▸ GIVEN REQUEST: Transcribe the material exactly. Images do not belong in the copy.
--- begin SOURCE EXCERPT ---
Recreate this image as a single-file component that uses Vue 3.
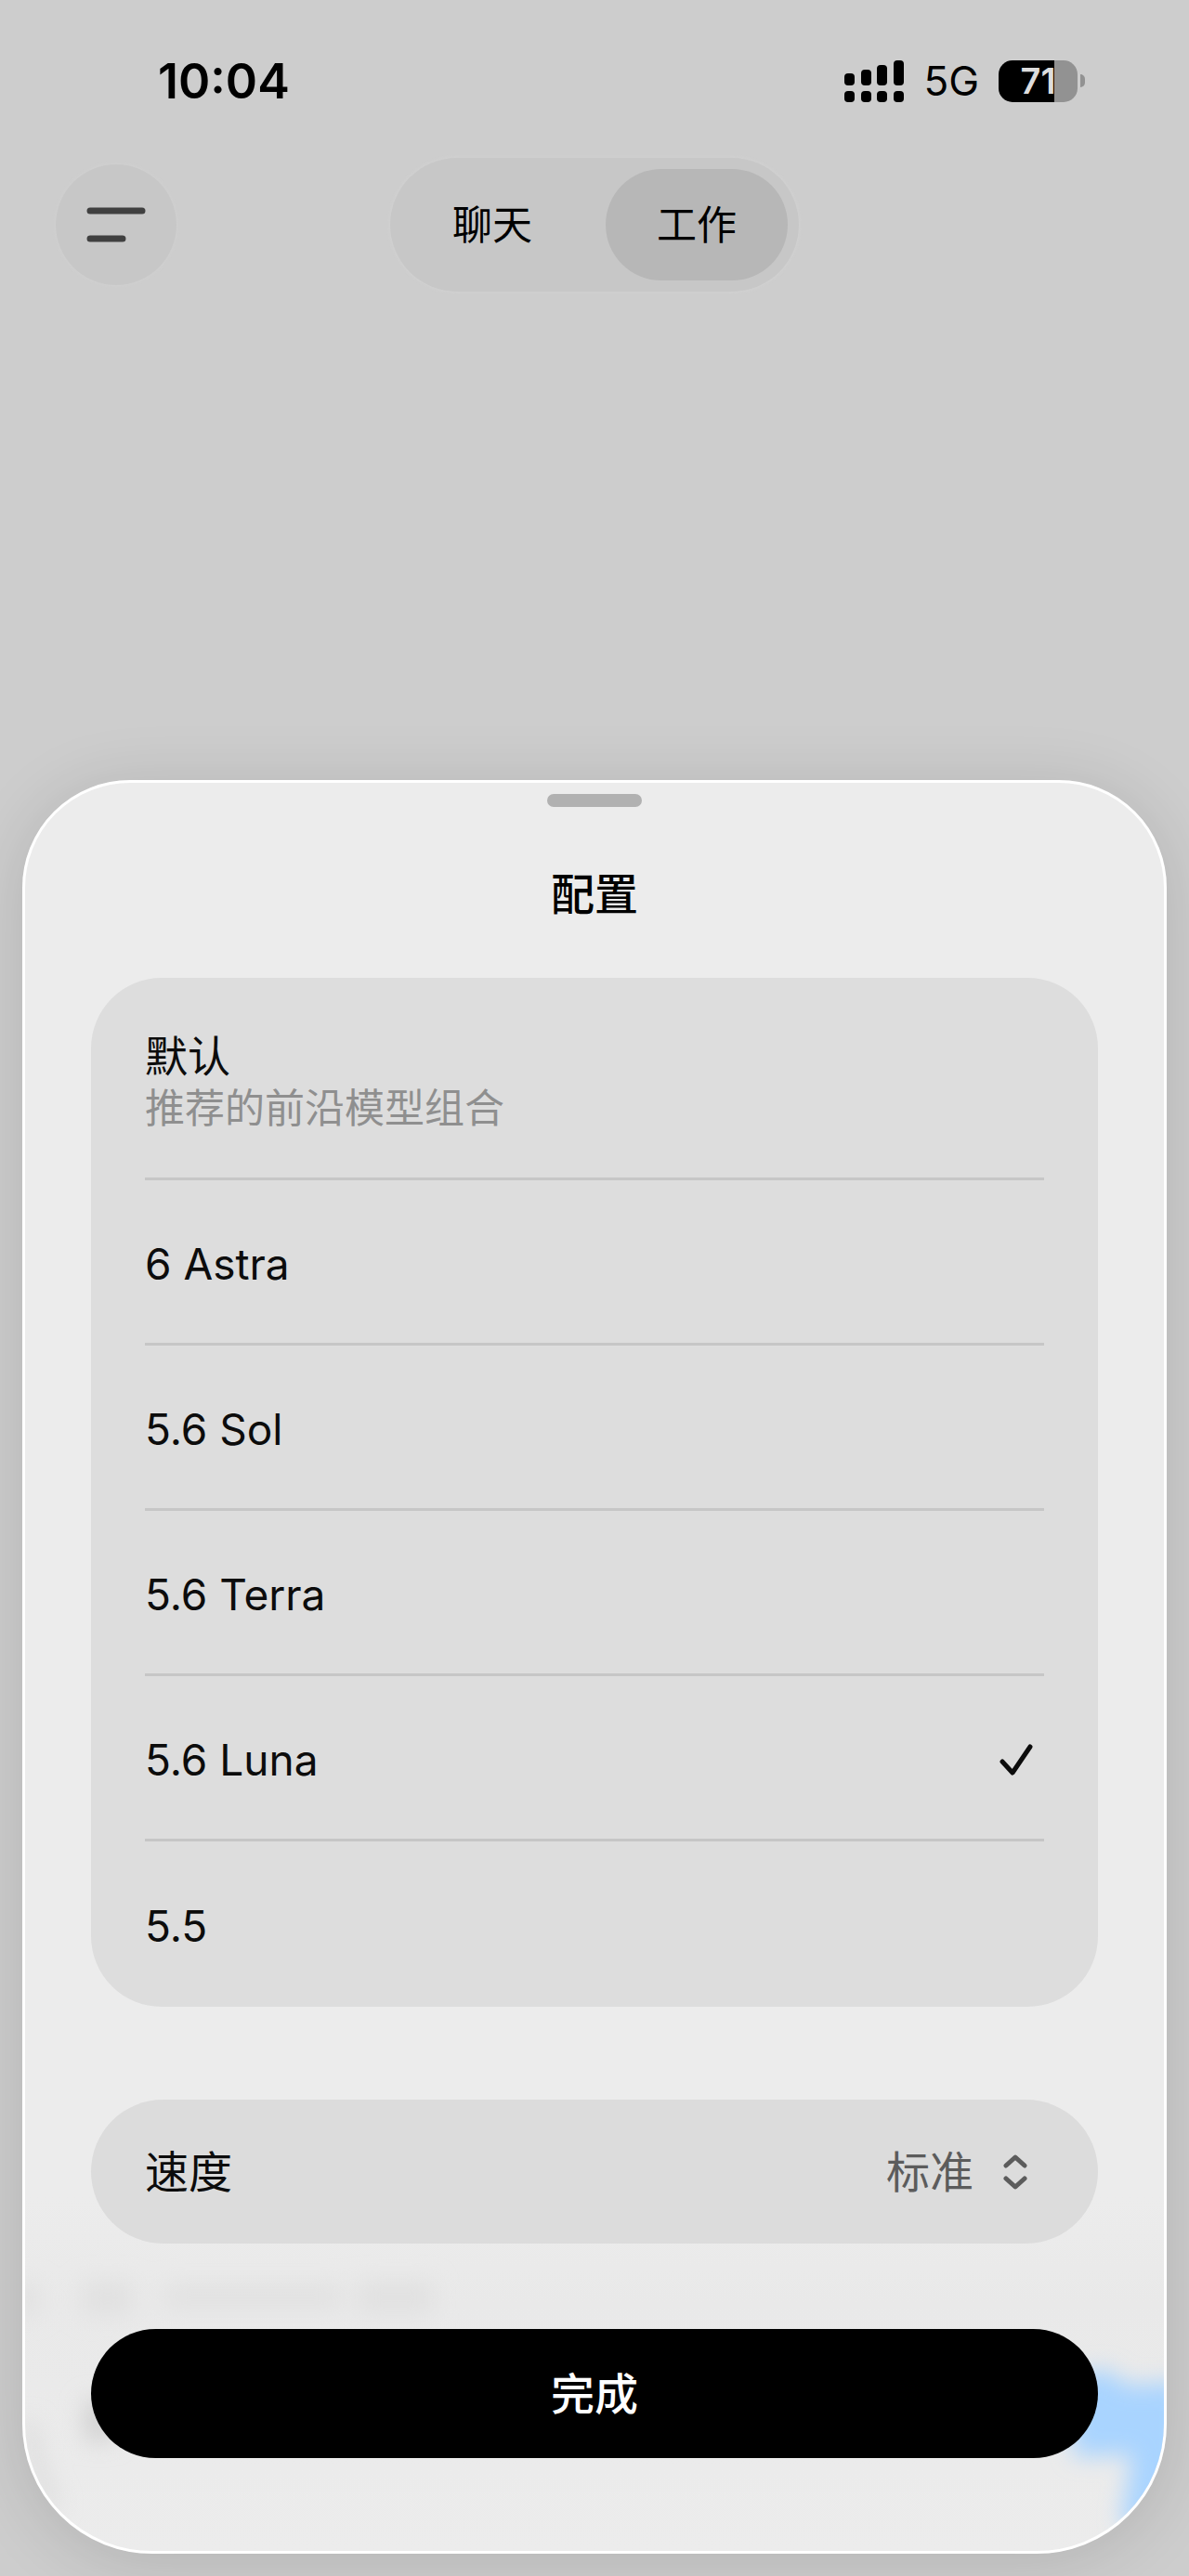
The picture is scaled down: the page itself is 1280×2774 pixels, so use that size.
<template>
  <div class="screen">
    <header class="status">
      <time class="status__time">10:04</time>
      <div class="status__icons">
        <svg class="status__signal" viewBox="0 0 64 45" aria-hidden="true">
          <rect x="0" y="14" width="11" height="13" rx="4" />
          <rect x="18" y="10" width="11" height="17" rx="4" />
          <rect x="35" y="5" width="11" height="22" rx="4" />
          <rect x="53" y="0" width="11" height="27" rx="4" />
          <rect v-for="x in [0, 18, 35, 53]" :key="x" :x="x" y="33" width="11" height="12" rx="4" />
        </svg>
        <span class="status__network">5G</span>
        <div class="battery">
          <span class="battery__body">71</span>
          <span class="battery__cap"></span>
        </div>
      </div>
    </header>

    <nav class="topbar">
      <button type="button" class="topbar__menu" aria-label="菜单">
        <svg viewBox="0 0 64 38" aria-hidden="true">
          <path d="M4 4H60M4 34H39" fill="none" stroke="currentColor" stroke-width="7" stroke-linecap="round" />
        </svg>
      </button>
      <div class="tabs">
        <button
          v-for="tab in tabs"
          :key="tab"
          type="button"
          class="tabs__item"
          :class="{ 'tabs__item--active': tab === activeTab }"
          @click="activeTab = tab"
        >{{ tab }}</button>
      </div>
    </nav>

    <section class="sheet">
      <!-- Contenido difuminado que se intuye detrás del panel -->
      <svg class="sheet__backdrop" viewBox="0 0 1226 330" aria-hidden="true">
        <defs>
          <filter id="soft" x="-20%" y="-50%" width="140%" height="200%">
            <feGaussianBlur stdDeviation="12" />
          </filter>
        </defs>
        <g filter="url(#soft)">
          <path d="M-10 42H14V76H-10zM62 40H116V76H62zM150 44H340V68H150zM358 40H440V74H358z" fill="#e1e1e1" />
          <path d="M64 168H96V212H64z" fill="#d2d2d2" />
          <path d="M4 190Q12 250 34 284" fill="none" stroke="#d6d6d6" stroke-width="10" />
          <path d="M1120 146L1162 134L1188 152L1250 148V345L1180 300L1192 226L1130 228z" fill="#a9d4ff" />
        </g>
      </svg>

      <span class="sheet__handle"></span>
      <h1 class="sheet__title">配置</h1>

      <div class="models" role="radiogroup" aria-label="配置">
        <label v-for="model in models" :key="model.name" class="model">
          <input v-model="selected" type="radio" name="model" :value="model.name" class="model__input" />
          <span class="model__text">
            <span class="model__name">{{ model.name }}</span>
            <span v-if="model.hint" class="model__hint">{{ model.hint }}</span>
          </span>
          <svg v-if="selected === model.name" class="model__check" viewBox="0 0 36 36" aria-hidden="true">
            <path d="M3 20L14 32L33 4" fill="none" stroke="currentColor" stroke-width="5" stroke-linecap="round" stroke-linejoin="round" />
          </svg>
        </label>
      </div>

      <div class="speed">
        <label for="speed" class="speed__label">速度</label>
        <div class="speed__control">
          <select id="speed" v-model="speed" class="speed__select">
            <option>标准</option>
            <option>快速</option>
          </select>
          <svg class="speed__arrows" viewBox="0 0 26 38" aria-hidden="true">
            <path d="M3 12L13 3L23 12M3 26L13 35L23 26" fill="none" stroke="currentColor" stroke-width="5" stroke-linecap="round" stroke-linejoin="round" />
          </svg>
        </div>
      </div>

      <button type="button" class="done">完成</button>
    </section>
  </div>
</template>

<script setup>
import { ref } from 'vue'

const tabs = ['聊天', '工作']
const activeTab = ref('工作')

const models = [
  { name: '默认', hint: '推荐的前沿模型组合' },
  { name: '6 Astra' },
  { name: '5.6 Sol' },
  { name: '5.6 Terra' },
  { name: '5.6 Luna' },
  { name: '5.5' }
]
const selected = ref('5.6 Luna')
const speed = ref('标准')
</script>

<style>
body { background: #cdcdcd; }
</style>

<style scoped>
.screen { min-height: 100vh; display: flex; flex-direction: column; overflow: hidden; background: #cdcdcd; color: #0c0c0c; font-family: Inter, "Noto Sans CJK SC", sans-serif; }
.screen * { box-sizing: border-box; }
button, select { margin: 0; padding: 0; border: 0; background: none; color: inherit; font: inherit; cursor: pointer; }
svg { display: block; flex: none; }

/* --- BARRA DE ESTADO --- */
.status { display: flex; justify-content: space-between; align-items: center; height: 170px; padding: 4px 112px 0 170px; color: #000000; }
.status__time { font-size: 52px; font-weight: 600; }
.status__icons { display: flex; align-items: center; gap: 21px; }
.status__signal { width: 64px; height: 45px; }
.status__network { font-size: 44px; }
.battery { display: flex; align-items: center; gap: 3px; }
.battery__body { width: 85px; height: 45px; border-radius: 15px; background: linear-gradient(90deg, #000000 60px, #929292 60px); color: #dddddd; font-size: 38px; font-weight: 600; line-height: 45px; text-align: center; }
.battery__cap { width: 5px; height: 14px; border-radius: 0 5px 5px 0; background: #929292; }

/* --- NAVEGACIÓN --- */
.topbar { display: grid; grid-template-columns: 1fr auto 1fr; align-items: center; padding: 0 60px; }
.topbar__menu { display: grid; place-items: center; width: 130px; height: 130px; border-radius: 50%; background: #c7c7c7; box-shadow: 0 0 4px #d2d2d2; color: #404040; }
.topbar__menu svg { width: 64px; height: 38px; }
.tabs { display: flex; gap: 24px; padding: 12px; border-radius: 72px; background: #c7c7c7; box-shadow: 0 0 4px #d4d4d4; }
.tabs__item { width: 196px; height: 120px; border-radius: 60px; color: #000000; font-size: 43px; line-height: 56px; }
.tabs__item--active { background: #b7b7b7; }

/* --- PANEL --- */
.sheet { position: relative; display: flex; flex-direction: column; margin: auto 24px 24px; padding: 12px 71px 100px; border: 3px solid #ffffff; border-radius: 116px 116px 140px 140px; background: linear-gradient(#ececec 80%, #e9e9e9 86%, #ececec); box-shadow: 0 8px 72px rgba(0, 0, 0, 0.13); overflow: hidden; }
.sheet > * { position: relative; }
.sheet .sheet__backdrop { position: absolute; left: 0; bottom: 0; width: 100%; }
.sheet__handle { align-self: center; width: 102px; height: 14px; border-radius: 7px; background: #b1b1b1; }
.sheet__title { margin: 60px 0 56px; color: #000000; font-size: 47px; font-weight: 500; line-height: 68px; text-align: center; }

/* --- LISTA DE MODELOS --- */
.models { padding: 0 58px; border-radius: 76px; background: #dddddd; }
.model { display: flex; justify-content: space-between; align-items: center; height: 178px; padding: 4px 12px 0 0; border-bottom: 3px solid #c6c6c6; cursor: pointer; }
.model:first-child { height: 218px; padding-top: 8px; }
.model:last-child { border-bottom: 0; }
.model__input { position: absolute; opacity: 0; }
.model__text { display: flex; flex-direction: column; }
.model__name { font-size: 46px; line-height: 56px; }
.model__hint { color: #8f8f8f; font-size: 43px; line-height: 56px; }
.model__check { width: 36px; height: 36px; }

/* --- VELOCIDAD --- */
.speed { display: flex; justify-content: space-between; align-items: center; height: 155px; margin-top: 100px; padding: 0 76px 0 58px; border-radius: 78px; background: #dcdcdc; font-size: 47px; line-height: 68px; }
.speed__control { display: flex; align-items: center; gap: 32px; color: #5c5c5c; }
.speed__select { appearance: none; }
.speed__arrows { width: 26px; height: 38px; }

.done { height: 139px; margin-top: 92px; border-radius: 70px; background: #000000; color: #ffffff; font-size: 47px; font-weight: 500; line-height: 68px; }
</style>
--- end SOURCE EXCERPT ---
▸ EXERCISE OUTPUT:
Recreate this image as a single-file component that uses Vue 3.
The picture is scaled down: the page itself is 1280×2774 pixels, so use that size.
<template>
  <div class="screen">
    <header class="status">
      <time class="status__time">10:04</time>
      <div class="status__icons">
        <svg class="status__signal" viewBox="0 0 64 45" aria-hidden="true">
          <rect x="0" y="14" width="11" height="13" rx="4" />
          <rect x="18" y="10" width="11" height="17" rx="4" />
          <rect x="35" y="5" width="11" height="22" rx="4" />
          <rect x="53" y="0" width="11" height="27" rx="4" />
          <rect v-for="x in [0, 18, 35, 53]" :key="x" :x="x" y="33" width="11" height="12" rx="4" />
        </svg>
        <span class="status__network">5G</span>
        <div class="battery">
          <span class="battery__body">71</span>
          <span class="battery__cap"></span>
        </div>
      </div>
    </header>

    <nav class="topbar">
      <button type="button" class="topbar__menu" aria-label="菜单">
        <svg viewBox="0 0 64 38" aria-hidden="true">
          <path d="M4 4H60M4 34H39" fill="none" stroke="currentColor" stroke-width="7" stroke-linecap="round" />
        </svg>
      </button>
      <div class="tabs">
        <button
          v-for="tab in tabs"
          :key="tab"
          type="button"
          class="tabs__item"
          :class="{ 'tabs__item--active': tab === activeTab }"
          @click="activeTab = tab"
        >{{ tab }}</button>
      </div>
    </nav>

    <section class="sheet">
      <!-- Contenido difuminado que se intuye detrás del panel -->
      <svg class="sheet__backdrop" viewBox="0 0 1226 330" aria-hidden="true">
        <defs>
          <filter id="soft" x="-20%" y="-50%" width="140%" height="200%">
            <feGaussianBlur stdDeviation="12" />
          </filter>
        </defs>
        <g filter="url(#soft)">
          <path d="M-10 42H14V76H-10zM62 40H116V76H62zM150 44H340V68H150zM358 40H440V74H358z" fill="#e1e1e1" />
          <path d="M64 168H96V212H64z" fill="#d2d2d2" />
          <path d="M4 190Q12 250 34 284" fill="none" stroke="#d6d6d6" stroke-width="10" />
          <path d="M1120 146L1162 134L1188 152L1250 148V345L1180 300L1192 226L1130 228z" fill="#a9d4ff" />
        </g>
      </svg>

      <span class="sheet__handle"></span>
      <h1 class="sheet__title">配置</h1>

      <div class="models" role="radiogroup" aria-label="配置">
        <label v-for="model in models" :key="model.name" class="model">
          <input v-model="selected" type="radio" name="model" :value="model.name" class="model__input" />
          <span class="model__text">
            <span class="model__name">{{ model.name }}</span>
            <span v-if="model.hint" class="model__hint">{{ model.hint }}</span>
          </span>
          <svg v-if="selected === model.name" class="model__check" viewBox="0 0 36 36" aria-hidden="true">
            <path d="M3 20L14 32L33 4" fill="none" stroke="currentColor" stroke-width="5" stroke-linecap="round" stroke-linejoin="round" />
          </svg>
        </label>
      </div>

      <div class="speed">
        <label for="speed" class="speed__label">速度</label>
        <div class="speed__control">
          <select id="speed" v-model="speed" class="speed__select">
            <option>标准</option>
            <option>快速</option>
          </select>
          <svg class="speed__arrows" viewBox="0 0 26 38" aria-hidden="true">
            <path d="M3 12L13 3L23 12M3 26L13 35L23 26" fill="none" stroke="currentColor" stroke-width="5" stroke-linecap="round" stroke-linejoin="round" />
          </svg>
        </div>
      </div>

      <button type="button" class="done">完成</button>
    </section>
  </div>
</template>

<script setup>
import { ref } from 'vue'

const tabs = ['聊天', '工作']
const activeTab = ref('工作')

const models = [
  { name: '默认', hint: '推荐的前沿模型组合' },
  { name: '6 Astra' },
  { name: '5.6 Sol' },
  { name: '5.6 Terra' },
  { name: '5.6 Luna' },
  { name: '5.5' }
]
const selected = ref('5.6 Luna')
const speed = ref('标准')
</script>

<style>
body { background: #cdcdcd; }
</style>

<style scoped>
.screen { min-height: 100vh; display: flex; flex-direction: column; overflow: hidden; background: #cdcdcd; color: #0c0c0c; font-family: Inter, "Noto Sans CJK SC", sans-serif; }
.screen * { box-sizing: border-box; }
button, select { margin: 0; padding: 0; border: 0; background: none; color: inherit; font: inherit; cursor: pointer; }
svg { display: block; flex: none; }

/* --- BARRA DE ESTADO --- */
.status { display: flex; justify-content: space-between; align-items: center; height: 170px; padding: 4px 112px 0 170px; color: #000000; }
.status__time { font-size: 52px; font-weight: 600; }
.status__icons { display: flex; align-items: center; gap: 21px; }
.status__signal { width: 64px; height: 45px; }
.status__network { font-size: 44px; }
.battery { display: flex; align-items: center; gap: 3px; }
.battery__body { width: 85px; height: 45px; border-radius: 15px; background: linear-gradient(90deg, #000000 60px, #929292 60px); color: #dddddd; font-size: 38px; font-weight: 600; line-height: 45px; text-align: center; }
.battery__cap { width: 5px; height: 14px; border-radius: 0 5px 5px 0; background: #929292; }

/* --- NAVEGACIÓN --- */
.topbar { display: grid; grid-template-columns: 1fr auto 1fr; align-items: center; padding: 0 60px; }
.topbar__menu { display: grid; place-items: center; width: 130px; height: 130px; border-radius: 50%; background: #c7c7c7; box-shadow: 0 0 4px #d2d2d2; color: #404040; }
.topbar__menu svg { width: 64px; height: 38px; }
.tabs { display: flex; gap: 24px; padding: 12px; border-radius: 72px; background: #c7c7c7; box-shadow: 0 0 4px #d4d4d4; }
.tabs__item { width: 196px; height: 120px; border-radius: 60px; color: #000000; font-size: 43px; line-height: 56px; }
.tabs__item--active { background: #b7b7b7; }

/* --- PANEL --- */
.sheet { position: relative; display: flex; flex-direction: column; margin: auto 24px 24px; padding: 12px 71px 100px; border: 3px solid #ffffff; border-radius: 116px 116px 140px 140px; background: linear-gradient(#ececec 80%, #e9e9e9 86%, #ececec); box-shadow: 0 8px 72px rgba(0, 0, 0, 0.13); overflow: hidden; }
.sheet > * { position: relative; }
.sheet .sheet__backdrop { position: absolute; left: 0; bottom: 0; width: 100%; }
.sheet__handle { align-self: center; width: 102px; height: 14px; border-radius: 7px; background: #b1b1b1; }
.sheet__title { margin: 60px 0 56px; color: #000000; font-size: 47px; font-weight: 500; line-height: 68px; text-align: center; }

/* --- LISTA DE MODELOS --- */
.models { padding: 0 58px; border-radius: 76px; background: #dddddd; }
.model { display: flex; justify-content: space-between; align-items: center; height: 178px; padding: 4px 12px 0 0; border-bottom: 3px solid #c6c6c6; cursor: pointer; }
.model:first-child { height: 218px; padding-top: 8px; }
.model:last-child { border-bottom: 0; }
.model__input { position: absolute; opacity: 0; }
.model__text { display: flex; flex-direction: column; }
.model__name { font-size: 46px; line-height: 56px; }
.model__hint { color: #8f8f8f; font-size: 43px; line-height: 56px; }
.model__check { width: 36px; height: 36px; }

/* --- VELOCIDAD --- */
.speed { display: flex; justify-content: space-between; align-items: center; height: 155px; margin-top: 100px; padding: 0 76px 0 58px; border-radius: 78px; background: #dcdcdc; font-size: 47px; line-height: 68px; }
.speed__control { display: flex; align-items: center; gap: 32px; color: #5c5c5c; }
.speed__select { appearance: none; }
.speed__arrows { width: 26px; height: 38px; }

.done { height: 139px; margin-top: 92px; border-radius: 70px; background: #000000; color: #ffffff; font-size: 47px; font-weight: 500; line-height: 68px; }
</style>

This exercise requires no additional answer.